Aims and Objectives: To compare the total bupivacaine consumption per hour of labor and the degree of motor block using the Modified Bromage score at regular intervals throughout labor.
Study Design: The study was a prospective, randomized, comparative study.
Materials and Methods: We included 50 patients, ASA physical status I, nulliparous women at term and cervical dilation < 4 cm admitted at our hospital for spontaneous labor.
Patients were divided into two groups Group A and B. Epidural analgesia was initiated with 10 ml 0.125% Bupivacaine and maintained with solution of 0.0625% Bupivacaine and Fentanyl 2 μg/ml in both groups. Group A (25 patients) received intermittent epidural bolus 10 ml every hour beginning 45 minutes after the initial dose. Group B (25 patients) received continuous infusion 10 ml/h, beginning immediately after the initial dose.
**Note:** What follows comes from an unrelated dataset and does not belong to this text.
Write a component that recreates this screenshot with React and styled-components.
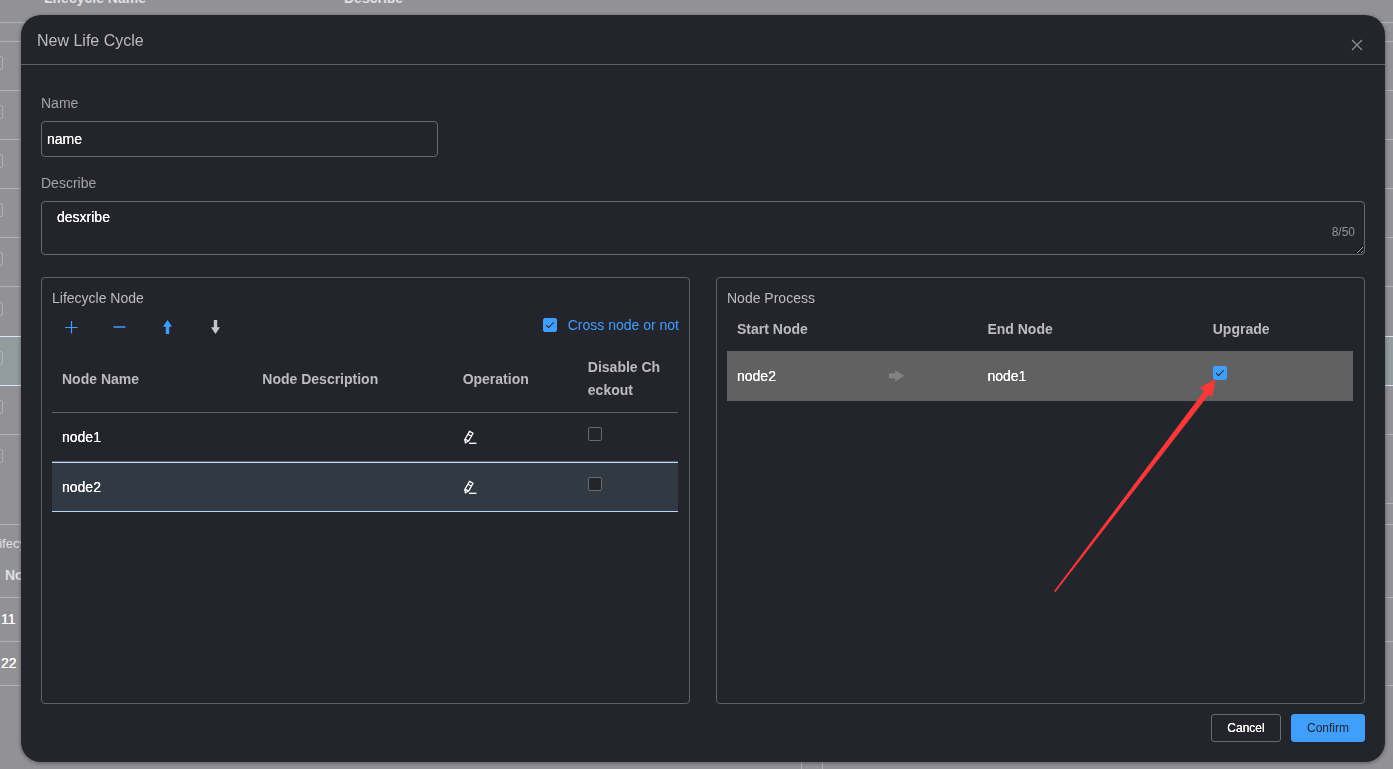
import React, { useState } from 'react';
import styled, { createGlobalStyle } from 'styled-components';

const GlobalStyle = createGlobalStyle`
  *, *::before, *::after {
    box-sizing: border-box;
  }

  body {
    margin: 0;
    min-height: 100vh;
    overflow: hidden;
    background: #929195;
    color: #bcbcc0;
    font-family: 'Liberation Sans', Arial, sans-serif;
    font-size: 14px;
    line-height: 23px;
  }

  button, input, textarea {
    font: inherit;
    color: inherit;
  }
`;

// ---------- Page behind the dialog ----------
const Page = styled.div`
  height: 100vh;
  overflow: hidden;
  color: #e0e0e2;
`;

const PageHead = styled.div`
  display: grid;
  grid-template-columns: 44px 300px 1fr;
  height: 23px;
  border-bottom: 1px solid #b3b3b3;
  font-weight: bold;
  line-height: 20px;

  span {
    margin-top: -12px;
  }
`;

const PageGap = styled.div`
  height: ${({ $size }) => $size}px;
  margin-left: ${({ $indent }) => $indent || 0}px;
  border-bottom: 1px solid #b3b3b3;
`;

const PageRow = styled.div`
  height: ${({ $height }) => $height || 49}px;
  display: flex;
  align-items: center;
  padding-bottom: 6px;
  border-bottom: 1px solid ${({ $line }) => $line || '#b3b3b3'};
  background: ${({ $selected }) => ($selected ? '#929c9f' : 'transparent')};
`;

const PageBox = styled.span`
  width: 14px;
  height: 14px;
  margin-left: -11px;
  border: 1px solid #b0b0b0;
  border-radius: 2px;
`;

const PageSection = styled.div`
  height: 73px;
  padding-top: 7px;
  border-bottom: 1px solid #b3b3b3;
`;

const PageCaption = styled.div`
  margin-left: -8px;
  font-size: 13px;
`;

const PageColumn = styled.div`
  padding: 9px 5px;
  font-weight: bold;
`;

const PageCell = styled.div`
  height: 44px;
  padding-left: 1px;
  border-bottom: 1px solid #b3b3b3;
  color: #ffffff;
  line-height: 43px;
  text-shadow: 0 0 0 #ffffff;
`;

const PageSplit = styled.div`
  display: grid;
  grid-template-columns: 802px 1fr;
  gap: 20px;
  height: 84px;

  div:first-child {
    border-right: 1px solid #b3b3b3;
  }

  div:last-child {
    border-left: 1px solid #b3b3b3;
  }
`;

// ---------- Dialog ----------
const Overlay = styled.div`
  position: fixed;
  inset: 0;
  display: flex;
  padding: 15px 8px 7px 21px;
`;

const Dialog = styled.section`
  flex: 1;
  display: flex;
  flex-direction: column;
  min-width: 0;
  background: #24242d;
  border-radius: 20px;
  box-shadow: 0 1px 4px rgba(0, 0, 0, 0.4);
`;

const DialogHeader = styled.header`
  display: flex;
  align-items: flex-end;
  justify-content: space-between;
  height: 50px;
  padding: 0 20px 11px 16px;
  border-bottom: 1px solid #626262;

  h1 {
    margin: 0;
    font-size: 16px;
    font-weight: normal;
    line-height: 24px;
  }
`;

const IconButton = styled.button`
  display: flex;
  align-items: center;
  justify-content: ${({ $align }) => $align || 'center'};
  width: 16px;
  height: 16px;
  padding: 0;
  border: 0;
  background: none;
  color: ${({ $color }) => $color || '#909399'};
  cursor: pointer;
`;

const DialogBody = styled.div`
  flex: 1;
  display: flex;
  flex-direction: column;
  padding: 24px 20px 10px;
`;

const Field = styled.div`
  display: flex;
  flex-direction: column;

  label {
    height: 32px;
    line-height: 28px;
    color: #a3a3a8;
  }
`;

const TextInput = styled.input`
  width: 30%;
  height: 36px;
  margin-bottom: 12px;
  padding: 0 5px;
  border: 1px solid #6b6b6c;
  border-radius: 4px;
  outline: none;
  background: transparent;
  color: #ffffff;
  text-shadow: 0 0 0 #ffffff;
`;

const TextAreaWrap = styled.div`
  position: relative;
  display: flex;
  margin-bottom: 22px;
`;

const TextArea = styled.textarea`
  flex: 1;
  height: 54px;
  padding: 4px 15px;
  border: 1px solid #6b6b6c;
  border-radius: 4px;
  outline: none;
  background: transparent;
  color: #ffffff;
  line-height: 22px;
  text-shadow: 0 0 0 #ffffff;
  resize: vertical;
`;

const Counter = styled.span`
  position: absolute;
  right: 10px;
  bottom: 11px;
  color: #909399;
  font-size: 12px;
`;

const Panels = styled.div`
  flex: 1;
  display: grid;
  grid-template-columns: 1fr 1fr;
  gap: 26px;
`;

const Panel = styled.section`
  min-width: 0;
  padding: 8px 11px 10px 10px;
  border: 1px solid #626262;
  border-radius: 4px;

  h2 {
    margin: 0;
    font-size: 14px;
    font-weight: normal;
    line-height: 24px;
  }
`;

const Toolbar = styled.div`
  display: flex;
  align-items: center;
  gap: 32px;
  height: 34px;
  padding-left: 11px;
`;

const CheckLabel = styled.label`
  display: flex;
  align-items: center;
  gap: 11px;
  margin: 0 -1px 4px auto;
  color: #409eff;
`;

const Table = styled.table`
  width: 100%;
  table-layout: fixed;
  border-collapse: separate;
  border-spacing: 0;

  th, td {
    padding: 0 10px;
    text-align: left;
    word-break: break-all;
  }

  th {
    font-weight: bold;
  }

  td {
    color: #ffffff;
    text-shadow: 0 0 0 #ffffff;
  }
`;

const NodeHead = styled.tr`
  height: 69px;

  th {
    padding: 2px 16px 0 10px;
    border-bottom: 1px solid #626262;
  }
`;

const NodeRow = styled.tr`
  height: ${({ $selected }) => ($selected ? 50 : 49)}px;
  background: ${({ $selected }) => ($selected ? '#313942' : 'transparent')};

  td {
    border-top: ${({ $selected }) => ($selected ? '1px solid #b3d8ff' : '0')};
    border-bottom: 1px solid ${({ $selected }) => ($selected ? '#b3d8ff' : '#626262')};
  }
`;

const ProcessHead = styled.tr`
  height: 41px;

  th {
    padding-bottom: 2px;
  }
`;

const ProcessRow = styled.tr`
  height: 50px;
  background: #616161;
`;

const CheckHolder = styled.span`
  position: relative;
  display: flex;
  padding-bottom: 6px;
`;

const Checkbox = styled.input.attrs({ type: 'checkbox' })`
  appearance: none;
  flex: none;
  width: 14px;
  height: 14px;
  margin: 0;
  border: 1px solid #6b6b6c;
  border-radius: 2px;
  background: #24242d;
  cursor: pointer;

  &:checked {
    border-color: #409eff;
    background: #409eff;
  }

  &:checked::after {
    content: '';
    display: block;
    width: 4px;
    height: 8px;
    margin: 1px 0 0 4px;
    border: solid #24242d;
    border-width: 0 1px 1px 0;
    transform: rotate(45deg);
  }
`;

const Pointer = styled.svg`
  position: absolute;
  top: 13px;
  right: calc(100% - 3px);
  pointer-events: none;
`;

const DialogFooter = styled.footer`
  display: flex;
  justify-content: flex-end;
  gap: 10px;
  padding: 0 20px 20px;
`;

const Button = styled.button`
  min-width: 70px;
  height: 28px;
  padding: 0 15px;
  border: 1px solid ${({ $primary }) => ($primary ? '#409eff' : '#6b6b6c')};
  border-radius: 3px;
  background: ${({ $primary }) => ($primary ? '#409eff' : 'transparent')};
  color: ${({ $primary }) => ($primary ? '#24242d' : '#ffffff')};
  font-size: 12px;
  line-height: 14px;
  text-shadow: ${({ $primary }) => ($primary ? 'none' : '0 0 0 #ffffff')};
  cursor: pointer;
`;

// ---------- Icons ----------
const CloseIcon = () => (
  <svg width="12" height="12" viewBox="0 0 12 12" fill="none" stroke="currentColor" strokeWidth="1.2">
    <path d="M1 1l10 10M11 1L1 11" />
  </svg>
);

const PlusIcon = () => (
  <svg width="14" height="14" viewBox="0 0 14 14" fill="none" stroke="currentColor" strokeWidth="1.2">
    <path d="M1 7.5h12.500M7.500 1v12.500" />
  </svg>
);

const MinusIcon = () => (
  <svg width="14" height="14" viewBox="0 0 14 14" fill="none" stroke="currentColor" strokeWidth="1.5">
    <path d="M1.500 7h12" />
  </svg>
);

const ArrowIcon = ({ angle = 0 }) => (
  <svg width="14" height="14" viewBox="0 0 14 14" fill="currentColor">
    <path d="M7.500 0L12 6.800H9.200V14H5.800V6.800H3Z" transform={angle ? `rotate(${angle} 7.500 7)` : undefined} />
  </svg>
);

const RightIcon = () => (
  <svg width="18" height="12" viewBox="0 0 18 12" fill="#818181" style={{ display: 'block' }}>
    <path d="M3 3.200h5V1.200Q8 .2 9 .5l7.300 4.400q1 .9 0 1.700L9 11.200q-1 .3-1-.8V8.400H3Q2 8.400 2 7.400V4.200q0-1 1-1z" />
  </svg>
);

const EditIcon = () => (
  <svg width="14" height="14" viewBox="0 0 14 14" fill="none" stroke="currentColor" strokeWidth="1.3">
    <path d="M6.500 1.400L10 3.300 5.800 10.800 2.600 12.800 1.700 9.800ZM5 4.200l3.600 2M1.900 9.200l3.800 2M1.700 12.600l1-.2" />
    <path d="M6 13.300h7.500" />
  </svg>
);

const pageRows = [
  {},
  {},
  {},
  {},
  {},
  { line: '#d5e6f5', height: 50 },
  { line: '#d5e6f5', selected: true },
  {},
  { line: 'transparent' },
];

const nodes = [
  { name: 'node1', selected: false },
  { name: 'node2', selected: true },
];

const App = () => {
  const [name, setName] = useState('name');
  const [describe, setDescribe] = useState('desxribe');

  return (
    <>
      <GlobalStyle />

      <Page aria-hidden="true">
        <PageHead>
          <i />
          <span>Lifecycle Name</span>
          <span>Describe</span>
        </PageHead>
        <PageGap $size={19} />
        {pageRows.map((row, index) => (
          <PageRow key={index} $height={row.height} $selected={row.selected} $line={row.line}>
            <PageBox />
          </PageRow>
        ))}
        <PageGap $size={20} $indent={40} />
        <PageGap $size={21} />
        <PageSection>
          <PageCaption>Lifecycle Node</PageCaption>
          <PageColumn>Node Name</PageColumn>
        </PageSection>
        <PageCell>11</PageCell>
        <PageCell>22</PageCell>
        <PageSplit>
          <div />
          <div />
        </PageSplit>
      </Page>

      <Overlay>
        <Dialog role="dialog" aria-labelledby="dialog-title">
          <DialogHeader>
            <h1 id="dialog-title">New Life Cycle</h1>
            <IconButton aria-label="Close">
              <CloseIcon />
            </IconButton>
          </DialogHeader>

          <DialogBody>
            <Field>
              <label htmlFor="name">Name</label>
              <TextInput id="name" value={name} onChange={(e) => setName(e.target.value)} />
            </Field>
            <Field>
              <label htmlFor="describe">Describe</label>
              <TextAreaWrap>
                <TextArea
                  id="describe"
                  maxLength={50}
                  value={describe}
                  onChange={(e) => setDescribe(e.target.value)}
                />
                <Counter>{describe.length}/50</Counter>
              </TextAreaWrap>
            </Field>

            <Panels>
              {/* Nodes of the life cycle */}
              <Panel>
                <h2>Lifecycle Node</h2>
                <Toolbar>
                  <IconButton $color="#409eff" aria-label="Add node">
                    <PlusIcon />
                  </IconButton>
                  <IconButton $color="#409eff" aria-label="Remove node">
                    <MinusIcon />
                  </IconButton>
                  <IconButton $color="#409eff" aria-label="Move up">
                    <ArrowIcon />
                  </IconButton>
                  <IconButton $color="#c5c7cc" aria-label="Move down">
                    <ArrowIcon angle={180} />
                  </IconButton>
                  <CheckLabel>
                    <Checkbox defaultChecked />
                    Cross node or not
                  </CheckLabel>
                </Toolbar>
                <Table>
                  <colgroup>
                    <col width="32%" />
                    <col width="32%" />
                    <col width="20%" />
                    <col width="16%" />
                  </colgroup>
                  <thead>
                    <NodeHead>
                      <th>Node Name</th>
                      <th>Node Description</th>
                      <th>Operation</th>
                      <th>Disable Checkout</th>
                    </NodeHead>
                  </thead>
                  <tbody>
                    {nodes.map((node) => (
                      <NodeRow key={node.name} $selected={node.selected}>
                        <td>{node.name}</td>
                        <td />
                        <td>
                          <IconButton $color="#ffffff" $align="flex-start" aria-label={`Edit ${node.name}`}>
                            <EditIcon />
                          </IconButton>
                        </td>
                        <td>
                          <CheckHolder>
                            <Checkbox aria-label={`Disable checkout of ${node.name}`} />
                          </CheckHolder>
                        </td>
                      </NodeRow>
                    ))}
                  </tbody>
                </Table>
              </Panel>

              {/* Transitions between nodes */}
              <Panel>
                <h2>Node Process</h2>
                <Table>
                  <colgroup>
                    <col width="24%" />
                    <col width="16%" />
                    <col width="36%" />
                    <col width="24%" />
                  </colgroup>
                  <thead>
                    <ProcessHead>
                      <th>Start Node</th>
                      <th />
                      <th>End Node</th>
                      <th>Upgrade</th>
                    </ProcessHead>
                  </thead>
                  <tbody>
                    <ProcessRow>
                      <td>node2</td>
                      <td>
                        <RightIcon />
                      </td>
                      <td>node1</td>
                      <td>
                        <CheckHolder>
                          <Checkbox defaultChecked aria-label="Upgrade" />
                          <Pointer width="162" height="214" viewBox="0 0 162 214" fill="#fb3838">
                            <path d="M161.500 0L158.300 17.700 154.700 15.700 1.400 213 0 212.300 150 12.300 145.700 8.700Z" />
                          </Pointer>
                        </CheckHolder>
                      </td>
                    </ProcessRow>
                  </tbody>
                </Table>
              </Panel>
            </Panels>
          </DialogBody>

          <DialogFooter>
            <Button>Cancel</Button>
            <Button $primary>Confirm</Button>
          </DialogFooter>
        </Dialog>
      </Overlay>
    </>
  );
};

export default App;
Statistical Analysis Used: Data were analysed by Unpaired ‘t’ test and 2 value applied. A value of P<0.05 was regarded as statistically significant.
Results: The median adjusted bupivacaine consumption per hour of delivery was in the first group 10.4 mg (9.4 - 12.6mg) and 8.6 mg (6.9 - 10.2mg) in the second group. There was significant difference between the two groups in the percentage of patients requesting manual bolus doses for breakthrough pain (58% intermittent epidural bolus vs 38% continuous epidural infusion) and in the need for multiple boluses (18% intermittent vs 11% continuous). Motor block was registered in only 2 patients (5.2%) in the second group (Modified Bromage 1)
Conclusion: Maintenance of epidural analgesia with continuous epidural infusion compared with intermittent epidural bolus top up decreased bupivacaine consumption without decreasing patient comfort or satisfaction.